OAR 259-08-010(5) sets the standard for the moral fitness of a law enforcement officer. BPST did not even mention that rule when it denied petitioner certification — it could not have been very concerned about his moral fitness. If it had been, it should have relied on OAR 259-08-010(5), but that would have required a conclusion that none of the law enforcement officials who testified on petitioner’s behalf were “reasonable persons.”
Instead, BPST relied only on OAR 259-09-070(1) (a)(B) and denied him certification solely on the basis of his Idaho convictions. However, for the purposes of licensing procedures, petitioner does not have any Idaho convictions. Manners v. State, Bd. of Veterinary Medicine, supra, 107 Idaho at 952.
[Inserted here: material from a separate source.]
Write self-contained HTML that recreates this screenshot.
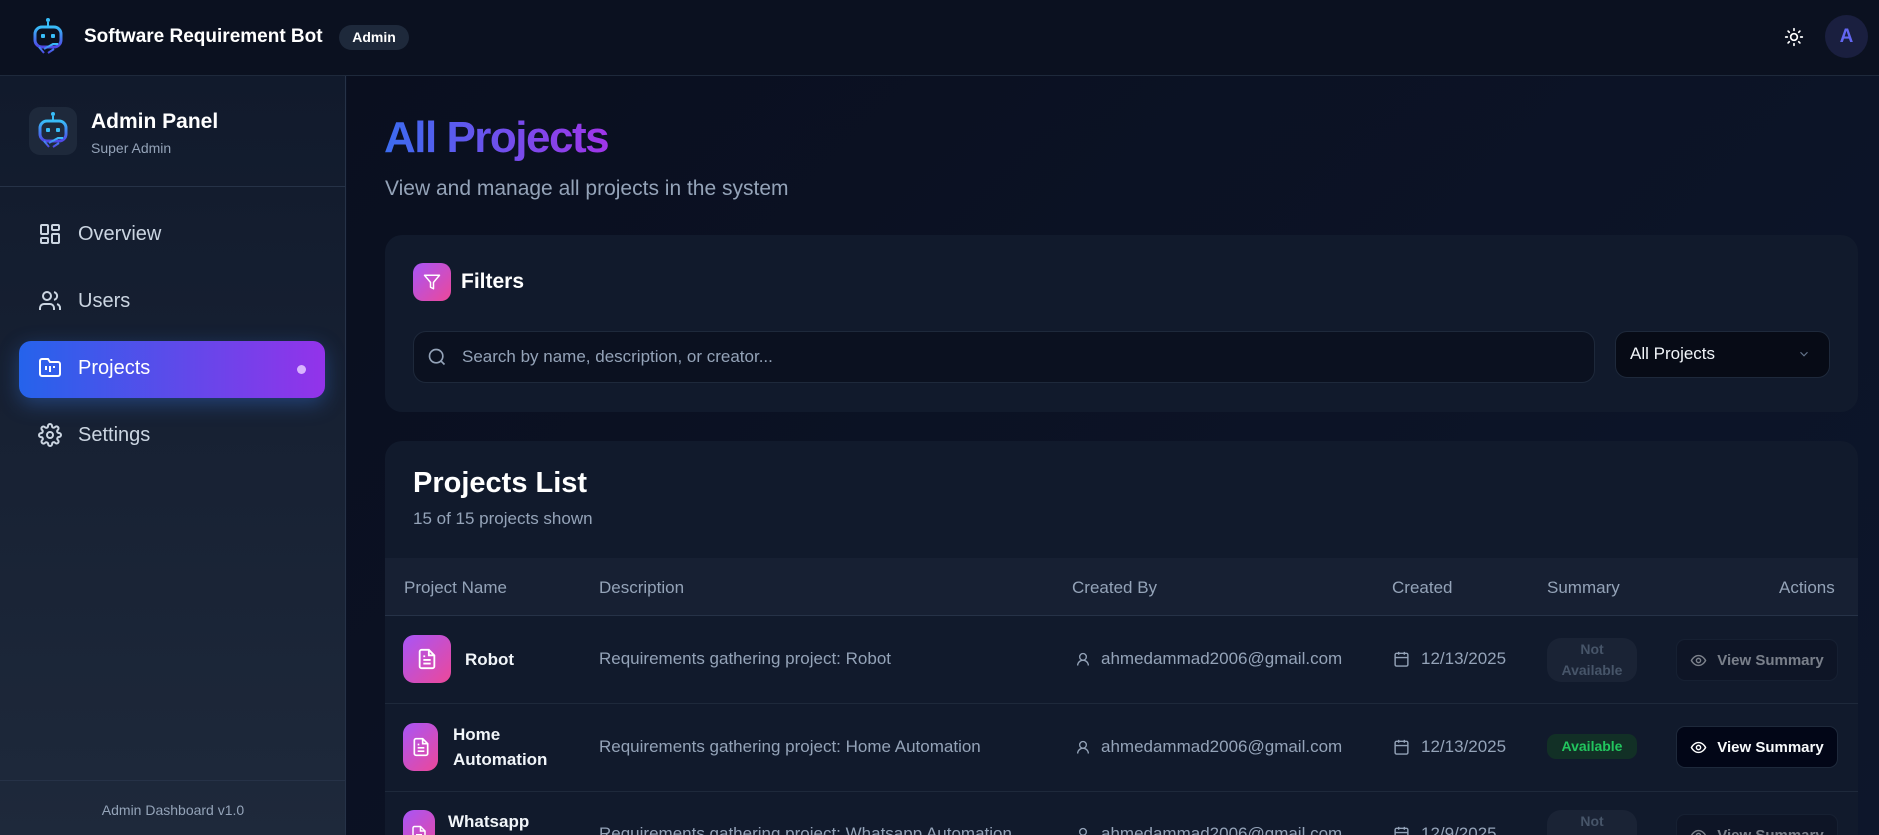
<!DOCTYPE html>
<html style="width:1879px;height:835px;overflow:hidden"><head><meta charset="utf-8"><style>
*{box-sizing:border-box;margin:0;padding:0}
body{width:1879px;height:835px;overflow:hidden;background:#0b1224;font-family:"Liberation Sans",Arial,sans-serif;color:#e2e8f0;position:relative}
.a{position:absolute}
.hdr{left:0;top:0;width:1879px;height:76px;background:#0b1120;border-bottom:1px solid #1e293b}
.side{left:0;top:76px;width:346px;height:759px;background:linear-gradient(180deg,#111a2c,#1e293b);border-right:1px solid #263247}
.main{left:347px;top:76px;width:1532px;height:759px;background:linear-gradient(135deg,#0a0f1f,#0d162b)}
.card{background:#111a2c;border-radius:17px}
.nav{left:38px;font-size:20px;color:#cbd5e1;display:flex;align-items:center;gap:16px}
.th{top:578px;font-size:17px;color:#94a3b8}
.td{font-size:17px;color:#94a3b8}
.ic{border-radius:11px;background:linear-gradient(135deg,#a855f7,#ec4899);display:flex;align-items:center;justify-content:center}
.nm{font-size:17px;font-weight:bold;color:#f1f5f9;line-height:25px}
.btn{left:1676px;width:162px;height:42px;border-radius:9px;border:1px solid #1e293b;background:#020617;display:flex;align-items:center;justify-content:center;gap:10px;font-size:15px;font-weight:bold;color:#f8fafc}
.na{left:1547px;width:90px;height:44px;border-radius:14px;background:#1a2335;color:#475569;font-size:14px;font-weight:bold;text-align:center;line-height:21px;padding-top:1px}
</style></head><body>
<div class="a hdr"></div>
<svg class="a" style="left:30px;top:17px" width="36" height="40" viewBox="0 0 36 40"><defs><linearGradient id="g" x1="0" y1="0" x2="0" y2="1"><stop offset="0" stop-color="#38bdf8"/><stop offset="1" stop-color="#4f46e5"/></linearGradient></defs><circle cx="18" cy="3" r="2" fill="#38bdf8"/><path d="M18 5v5" stroke="#38bdf8" stroke-width="2"/><rect x="5" y="10" width="26" height="20" rx="7" fill="none" stroke="url(#g)" stroke-width="3"/><rect x="11" y="17" width="4" height="4" rx="1" fill="#38bdf8"/><rect x="21" y="17" width="4" height="4" rx="1" fill="#38bdf8"/><path d="M9 30l5 6M14 32l9-5h5M18 36l6-4" stroke="url(#g)" stroke-width="2" fill="none"/></svg>
<div class="a" style="left:84px;top:26px;font-size:19px;font-weight:bold;color:#fff">Software Requirement Bot</div>
<div class="a" style="left:339px;top:25px;width:70px;height:25px;border-radius:13px;background:#1e293b;font-size:14px;font-weight:bold;color:#fff;text-align:center;line-height:25px">Admin</div>
<svg class="a" style="left:1784px;top:27px" width="20" height="20" viewBox="0 0 24 24" fill="none" stroke="#fff" stroke-width="2" stroke-linecap="round"><circle cx="12" cy="12" r="4"/><path d="M12 2v2M12 20v2M4.9 4.9l1.4 1.4M17.7 17.7l1.4 1.4M2 12h2M20 12h2M4.9 19.1l1.4-1.4M17.7 6.3l1.4-1.4"/></svg>
<div class="a" style="left:1825px;top:15px;width:43px;height:43px;border-radius:50%;background:#1a1f3f;color:#6366f1;font-size:19px;font-weight:bold;text-align:center;line-height:43px">A</div>

<div class="a side"></div>
<div class="a" style="left:29px;top:107px;width:48px;height:48px;border-radius:11px;background:#1e293b"></div>
<svg class="a" style="left:35px;top:110px" width="36" height="42" viewBox="0 0 36 40"><circle cx="18" cy="3" r="2" fill="#38bdf8"/><path d="M18 5v5" stroke="#38bdf8" stroke-width="2"/><rect x="5" y="10" width="26" height="20" rx="7" fill="none" stroke="url(#g)" stroke-width="3"/><rect x="11" y="17" width="4" height="4" rx="1" fill="#38bdf8"/><rect x="21" y="17" width="4" height="4" rx="1" fill="#38bdf8"/><path d="M9 30l5 6M14 32l9-5h5M18 36l6-4" stroke="url(#g)" stroke-width="2" fill="none"/></svg>
<div class="a" style="left:91px;top:110px;font-size:21px;font-weight:bold;color:#fff">Admin Panel</div>
<div class="a" style="left:91px;top:140px;font-size:14px;color:#94a3b8">Super Admin</div>
<div class="a" style="left:0;top:186px;width:346px;height:1px;background:#263247"></div>
<div class="a nav" style="top:222px"><svg width="24" height="24" viewBox="0 0 24 24" fill="none" stroke="#cbd5e1" stroke-width="2"><rect x="3" y="3" width="7" height="9" rx="1"/><rect x="14" y="3" width="7" height="5" rx="1"/><rect x="14" y="12" width="7" height="9" rx="1"/><rect x="3" y="16" width="7" height="5" rx="1"/></svg>Overview</div>
<div class="a nav" style="top:289px"><svg width="24" height="24" viewBox="0 0 24 24" fill="none" stroke="#cbd5e1" stroke-width="2"><circle cx="9" cy="7" r="4"/><path d="M2 21v-2a4 4 0 014-4h6a4 4 0 014 4v2M16 3.1a4 4 0 010 7.8M22 21v-2a4 4 0 00-3-3.9"/></svg>Users</div>
<div class="a" style="left:19px;top:341px;width:306px;height:57px;border-radius:12px;background:linear-gradient(90deg,#2563eb,#9333ea);box-shadow:0 6px 20px rgba(59,130,246,.35)"></div>
<div class="a nav" style="top:356px;color:#fff"><svg width="24" height="24" viewBox="0 0 24 24" fill="none" stroke="#fff" stroke-width="2"><path d="M4 20h16a2 2 0 002-2V8a2 2 0 00-2-2h-8l-2-3H4a2 2 0 00-2 2v13a2 2 0 002 2z"/><path d="M8 10v4M12 10v6M16 10v2"/></svg>Projects</div>
<div class="a" style="left:297px;top:365px;width:9px;height:9px;border-radius:50%;background:#d8b4fe"></div>
<div class="a nav" style="top:423px"><svg width="24" height="24" viewBox="0 0 24 24" fill="none" stroke="#cbd5e1" stroke-width="2"><circle cx="12" cy="12" r="3"/><path d="M19.4 15a1.7 1.7 0 00.3 1.8l.1.1a2 2 0 11-2.8 2.8l-.1-.1a1.7 1.7 0 00-1.8-.3 1.7 1.7 0 00-1 1.5V21a2 2 0 01-4 0v-.1a1.7 1.7 0 00-1.1-1.5 1.7 1.7 0 00-1.8.3l-.1.1a2 2 0 11-2.8-2.8l.1-.1a1.7 1.7 0 00.3-1.8 1.7 1.7 0 00-1.5-1H3a2 2 0 010-4h.1a1.7 1.7 0 001.5-1.1 1.7 1.7 0 00-.3-1.8l-.1-.1a2 2 0 112.8-2.8l.1.1a1.7 1.7 0 001.8.3H9a1.7 1.7 0 001-1.5V3a2 2 0 014 0v.1a1.7 1.7 0 001 1.5 1.7 1.7 0 001.8-.3l.1-.1a2 2 0 112.8 2.8l-.1.1a1.7 1.7 0 00-.3 1.8V9a1.7 1.7 0 001.5 1H21a2 2 0 010 4h-.1a1.7 1.7 0 00-1.5 1z"/></svg>Settings</div>
<div class="a" style="left:0;top:780px;width:346px;height:1px;background:#263247"></div>
<div class="a" style="left:0;top:802px;width:346px;text-align:center;font-size:14px;color:#94a3b8">Admin Dashboard v1.0</div>

<div class="a main"></div>
<div class="a" style="left:384px;top:113px;font-size:44px;font-weight:bold;letter-spacing:-1.5px;background:linear-gradient(90deg,#3b6cf0,#a035e8);-webkit-background-clip:text;color:transparent;padding-bottom:6px">All Projects</div>
<div class="a" style="left:385px;top:177px;font-size:21px;color:#94a3b8">View and manage all projects in the system</div>

<div class="a card" style="left:385px;top:235px;width:1473px;height:177px"></div>
<div class="a ic" style="left:413px;top:263px;width:38px;height:38px;border-radius:10px"><svg width="18" height="18" viewBox="0 0 24 24" fill="none" stroke="#fff" stroke-width="2" stroke-linejoin="round"><path d="M22 3H2l8 9.5V19l4 2v-8.5z"/></svg></div>
<div class="a" style="left:461px;top:270px;font-size:21px;font-weight:bold;color:#fff">Filters</div>
<div class="a" style="left:413px;top:331px;width:1182px;height:52px;border-radius:13px;background:#0b1120;border:1px solid #1e293b"></div>
<svg class="a" style="left:427px;top:347px" width="20" height="20" viewBox="0 0 24 24" fill="none" stroke="#94a3b8" stroke-width="2"><circle cx="11" cy="11" r="8"/><path d="M21 21l-4.3-4.3"/></svg>
<div class="a" style="left:462px;top:347px;font-size:17px;color:#94a3b8">Search by name, description, or creator...</div>
<div class="a" style="left:1615px;top:331px;width:215px;height:47px;border-radius:12px;background:#070b16;border:1px solid #1e293b"></div>
<div class="a" style="left:1630px;top:344px;font-size:17px;color:#f1f5f9">All Projects</div>
<svg class="a" style="left:1797px;top:347px" width="14" height="14" viewBox="0 0 24 24" fill="none" stroke="#64748b" stroke-width="2"><path d="M6 9l6 6 6-6"/></svg>

<div class="a card" style="left:385px;top:441px;width:1473px;height:394px;border-radius:17px 17px 0 0;overflow:hidden">
<div class="a" style="left:0;top:117px;width:1473px;height:58px;background:#172033;border-bottom:1px solid #263247"></div>
<div class="a" style="left:0;top:262px;width:1473px;height:1px;background:#1e293b"></div>
<div class="a" style="left:0;top:350px;width:1473px;height:1px;background:#1e293b"></div>
</div>
<div class="a" style="left:413px;top:467px;font-size:29px;font-weight:bold;color:#fff">Projects List</div>
<div class="a" style="left:413px;top:509px;font-size:17px;color:#94a3b8">15 of 15 projects shown</div>
<div class="a th" style="left:404px">Project Name</div>
<div class="a th" style="left:599px">Description</div>
<div class="a th" style="left:1072px">Created By</div>
<div class="a th" style="left:1392px">Created</div>
<div class="a th" style="left:1547px">Summary</div>
<div class="a th" style="left:1779px">Actions</div>

<div class="a ic" style="left:403px;top:635px;width:48px;height:48px"><svg width="22" height="24" viewBox="0 0 24 24" fill="none" stroke="#fff" stroke-width="2"><path d="M14 2H6a2 2 0 00-2 2v16a2 2 0 002 2h12a2 2 0 002-2V8z"/><path d="M14 2v6h6M8 13h8M8 17h8M8 9h2"/></svg></div>
<div class="a nm" style="left:465px;top:647px">Robot</div>
<div class="a td" style="left:599px;top:649px">Requirements gathering project: Robot</div>
<svg class="a" style="left:1075px;top:651px" width="16" height="17" viewBox="0 0 24 24" fill="none" stroke="#94a3b8" stroke-width="2"><circle cx="12" cy="8" r="5"/><path d="M20 21a8 8 0 00-16 0"/></svg>
<div class="a td" style="left:1101px;top:649px">ahmedammad2006@gmail.com</div>
<svg class="a" style="left:1393px;top:650px" width="17" height="18" viewBox="0 0 24 24" fill="none" stroke="#94a3b8" stroke-width="2"><rect x="3" y="4" width="18" height="18" rx="2"/><path d="M16 2v4M8 2v4M3 10h18"/></svg>
<div class="a td" style="left:1421px;top:649px">12/13/2025</div>
<div class="a na" style="top:638px">Not<br>Available</div>
<div class="a btn" style="top:639px;opacity:.45;background:#0b1120"><svg width="17" height="17" viewBox="0 0 24 24" fill="none" stroke="#fff" stroke-width="2"><path d="M2 12s3.5-7 10-7 10 7 10 7-3.5 7-10 7S2 12 2 12z"/><circle cx="12" cy="12" r="3"/></svg>View Summary</div>

<div class="a ic" style="left:403px;top:723px;width:35px;height:48px"><svg width="20" height="24" viewBox="0 0 24 24" fill="none" stroke="#fff" stroke-width="2"><path d="M14 2H6a2 2 0 00-2 2v16a2 2 0 002 2h12a2 2 0 002-2V8z"/><path d="M14 2v6h6M8 13h8M8 17h8M8 9h2"/></svg></div>
<div class="a nm" style="left:453px;top:722px">Home<br>Automation</div>
<div class="a td" style="left:599px;top:737px">Requirements gathering project: Home Automation</div>
<svg class="a" style="left:1075px;top:739px" width="16" height="17" viewBox="0 0 24 24" fill="none" stroke="#94a3b8" stroke-width="2"><circle cx="12" cy="8" r="5"/><path d="M20 21a8 8 0 00-16 0"/></svg>
<div class="a td" style="left:1101px;top:737px">ahmedammad2006@gmail.com</div>
<svg class="a" style="left:1393px;top:738px" width="17" height="18" viewBox="0 0 24 24" fill="none" stroke="#94a3b8" stroke-width="2"><rect x="3" y="4" width="18" height="18" rx="2"/><path d="M16 2v4M8 2v4M3 10h18"/></svg>
<div class="a td" style="left:1421px;top:737px">12/13/2025</div>
<div class="a" style="left:1547px;top:734px;width:90px;height:25px;border-radius:9px;background:#123026;color:#22c55e;font-size:14px;font-weight:bold;text-align:center;line-height:25px">Available</div>
<div class="a btn" style="top:726px"><svg width="17" height="17" viewBox="0 0 24 24" fill="none" stroke="#fff" stroke-width="2"><path d="M2 12s3.5-7 10-7 10 7 10 7-3.5 7-10 7S2 12 2 12z"/><circle cx="12" cy="12" r="3"/></svg>View Summary</div>

<div class="a" style="left:385px;top:792px;width:1473px;height:43px;overflow:hidden">
<div class="a ic" style="left:18px;top:18px;width:32px;height:48px"><svg width="18" height="22" viewBox="0 0 24 24" fill="none" stroke="#fff" stroke-width="2"><path d="M14 2H6a2 2 0 00-2 2v16a2 2 0 002 2h12a2 2 0 002-2V8z"/><path d="M14 2v6h6M8 13h8"/></svg></div>
<div class="a nm" style="left:63px;top:17px">Whatsapp</div>
<div class="a td" style="left:214px;top:32px">Requirements gathering project: Whatsapp Automation</div>
<svg class="a" style="left:690px;top:34px" width="16" height="17" viewBox="0 0 24 24" fill="none" stroke="#94a3b8" stroke-width="2"><circle cx="12" cy="8" r="5"/><path d="M20 21a8 8 0 00-16 0"/></svg>
<div class="a td" style="left:716px;top:32px">ahmedammad2006@gmail.com</div>
<svg class="a" style="left:1008px;top:33px" width="17" height="18" viewBox="0 0 24 24" fill="none" stroke="#94a3b8" stroke-width="2"><rect x="3" y="4" width="18" height="18" rx="2"/><path d="M16 2v4M8 2v4M3 10h18"/></svg>
<div class="a td" style="left:1036px;top:32px">12/9/2025</div>
<div class="a na" style="left:1162px;top:18px">Not<br>Available</div>
<div class="a btn" style="left:1291px;top:22px;opacity:.45;background:#0b1120"><svg width="17" height="17" viewBox="0 0 24 24" fill="none" stroke="#fff" stroke-width="2"><path d="M2 12s3.5-7 10-7 10 7 10 7-3.5 7-10 7S2 12 2 12z"/><circle cx="12" cy="12" r="3"/></svg>View Summary</div>
</div>
</body></html>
The dismissal of petitioner’s Idaho convictions promoted that state’s interest in encouraging rehabilitation, which is in harmony with Oregon’s policy of promoting reformation. There is no “clash of interests.” Hughes v. Fetter, supra, 341 US at 611. The goals of the two states are identical. The majority concludes that honoring the judgment of the Idaho court would interfere with “BPST’s strong interest in examining and ensuring the moral fitness of prospective police officers.” 115 Or App at 603. I disagree. Recognizing the orders issued by the Idaho District Court would promote the interests of both states. In contrast, allowing BPST to consider petitioner’s Idaho convictions undermines the interests of both states and violates the Full Faith and Credit Clause of the United States Constitution.
I dissent.
The court set aside petitioner’s convictions and dismissed the wise against him in a 1986 order. In 1989, the court issued an order expunging the records of his convictions.
Moreover, the majority’s reliance on United States v. Bergman, 592 F2d 533 (9th Cir 1979), is misplaced. The Full Faith and Credit Clause imposes a duty of recognition on states. It does not impose the same obligation on the federal government. See Yacovone v. Bolger, 645 F2d 1028, 1035 (DC Cir 1981).